The Blackhole Exploit Kit Spam Runs

We will describe our ongoing research into the high-volume spam runs that send users to websites that host the Blackhole Exploit Kit. The spam in these outbreaks claim to be from high profile companies such as Intuit, LinkedIn, Facebook, and PayPal, among others. There has been discussion of the technical details of the exploit kits (such as Jason Jones’ presentation at BlackHat). Beyond describing the technical details of the tools used, it is important for security researchers to describe the overall attack. This talk will cover patterns in the behaviour of these attacks – including how they are designed to get through spam filters, evade web reputation systems and infect users. The issues raised lead to the need for the security industry (and organizations in general) to update how we deal with these campaigns.

JON OLIVER BIO

Jon Oliver leads the Board of Architect at Trend Micro.

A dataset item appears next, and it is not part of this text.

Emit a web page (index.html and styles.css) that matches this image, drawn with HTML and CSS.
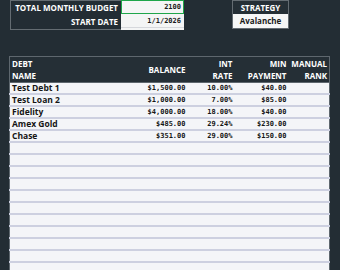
FILE: index.html
```html
<!DOCTYPE html>
<html>
<head>
<meta charset="utf-8">
<link rel="stylesheet" href="styles.css">
</head>
<body>
<div class="top">
  <div class="budget">
    <div class="labels">
      <div class="lbl">TOTAL MONTHLY BUDGET</div>
      <div class="lbl">START DATE</div>
    </div>
    <div class="vals">
      <div class="val sel">2100</div>
      <div class="val">1/1/2026</div>
    </div>
  </div>
  <div class="strategy">
    <div class="shead">STRATEGY</div>
    <div class="sval">Avalanche</div>
  </div>
</div>
<table class="debts">
  <colgroup>
    <col class="c-name"><col class="c-bal"><col class="c-rate"><col class="c-pay"><col class="c-rank">
  </colgroup>
  <thead>
    <tr>
      <th class="left">DEBT<br>NAME</th>
      <th>BALANCE</th>
      <th>INT<br>RATE</th>
      <th>MIN<br>PAYMENT</th>
      <th>MANUAL<br>RANK</th>
    </tr>
  </thead>
  <tbody>
    <tr><td class="name">Test Debt 1</td><td class="num">$1,500.00</td><td class="num">10.00%</td><td class="num">$40.00</td><td></td></tr>
    <tr><td class="name">Test Loan 2</td><td class="num">$1,000.00</td><td class="num">7.00%</td><td class="num">$85.00</td><td></td></tr>
    <tr><td class="name">Fidelity</td><td class="num">$4,000.00</td><td class="num">18.00%</td><td class="num">$40.00</td><td></td></tr>
    <tr><td class="name">Amex Gold</td><td class="num">$485.00</td><td class="num">29.24%</td><td class="num">$230.00</td><td></td></tr>
    <tr><td class="name">Chase</td><td class="num">$351.00</td><td class="num">29.00%</td><td class="num">$150.00</td><td></td></tr>
    <tr class="empty"><td></td><td></td><td></td><td></td><td></td></tr>
    <tr class="empty"><td></td><td></td><td></td><td></td><td></td></tr>
    <tr class="empty"><td></td><td></td><td></td><td></td><td></td></tr>
    <tr class="empty"><td></td><td></td><td></td><td></td><td></td></tr>
    <tr class="empty"><td></td><td></td><td></td><td></td><td></td></tr>
    <tr class="empty"><td></td><td></td><td></td><td></td><td></td></tr>
    <tr class="empty"><td></td><td></td><td></td><td></td><td></td></tr>
    <tr class="empty"><td></td><td></td><td></td><td></td><td></td></tr>
    <tr class="empty"><td></td><td></td><td></td><td></td><td></td></tr>
    <tr class="empty"><td></td><td></td><td></td><td></td><td></td></tr>
    <tr class="empty"><td></td><td></td><td></td><td></td><td></td></tr>
    <tr class="empty"><td></td><td></td><td></td><td></td><td></td></tr>
  </tbody>
</table>
</body>
</html>
```

FILE: styles.css
```css
html, body {
  margin: 0;
  padding: 0;
  background: #232d34;
  overflow: hidden;
  height: 270px;
}
body {
  font-family: "Open Sans", "DejaVu Sans", sans-serif;
}
.top {
  display: flex;
  align-items: flex-start;
  padding-left: 10px;
  height: 29px;
}
.budget {
  display: flex;
}
.labels {
  width: 110px;
  border: 1px solid #646c72;
  border-right: none;
}
.lbl {
  height: 14px;
  line-height: 14px;
  font-size: 8px;
  font-weight: 700;
  color: #ffffff;
  text-align: right;
  padding-right: 3px;
}
.vals {
  width: 63px;
  background: #f4f5f5;
}
.val {
  height: 14px;
  line-height: 14px;
  box-sizing: border-box;
  font-family: "DejaVu Sans Mono", monospace;
  font-weight: 700;
  font-size: 7px;
  color: #1a1a1a;
  text-align: right;
  padding-right: 3px;
  border-bottom: 1px solid #d6d8dc;
}
.val.sel {
  border: 1px solid #1fa64a;
  border-bottom: 1px solid #1fa64a;
  padding-right: 2px;
  line-height: 12px;
}
.strategy {
  margin-left: 48px;
  width: 55px;
  border: 1px solid #646c72;
}
.shead {
  height: 13px;
  line-height: 13px;
  background: #252f36;
  color: #ffffff;
  font-size: 8px;
  font-weight: 700;
  text-align: center;
}
.sval {
  height: 14px;
  line-height: 14px;
  background: #f6f7f7;
  color: #1a1a1a;
  font-size: 8px;
  font-weight: 700;
  text-align: center;
}
.debts {
  margin-top: 27px;
  margin-left: 9px;
  width: 321px;
  border-collapse: collapse;
  table-layout: fixed;
  border: 1px solid #5e676e;
}
.c-name { width: 120px; }
.c-bal { width: 58px; }
.c-rate { width: 47px; }
.c-pay { width: 54px; }
.c-rank { width: 41px; }
.debts th {
  background: #252f36;
  color: #ffffff;
  font-size: 8px;
  font-weight: 700;
  line-height: 12px;
  height: 25px;
  padding: 0 2px 0 0;
  text-align: right;
  vertical-align: middle;
  border-bottom: 1px solid #5e676e;
}
.debts th.left {
  text-align: left;
  padding-left: 2px;
}
.debts td {
  background: #f4f5f8;
  height: 10px;
  padding: 0 2px 0 0;
  border-bottom: 2px solid #cdd0e0;
  line-height: 10px;
  color: #151515;
  white-space: nowrap;
  overflow: hidden;
}
.debts td.name {
  font-size: 8.5px;
  font-weight: 700;
  padding-left: 2px;
}
.debts td.num {
  font-family: "DejaVu Sans Mono", monospace;
  font-size: 7px;
  font-weight: 700;
  text-align: right;
}
```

He has worked in the computer security area for 10 years working on award winning antispam and web reputation systems. Before joining Trend Micro in 2006, he was Chief Spam-fighter at Mailfrontier, an antispam startup.

Jon holds a Ph.D. in machine learning from Monash University. Prior to entering the computer security area, he performed postdoctoral research in Australia and the U.K. and acted as a data-mining consultant in the Silicon Valley doing a range of contracts NASA (data analysis for the Mars rover), the FAA and eBay.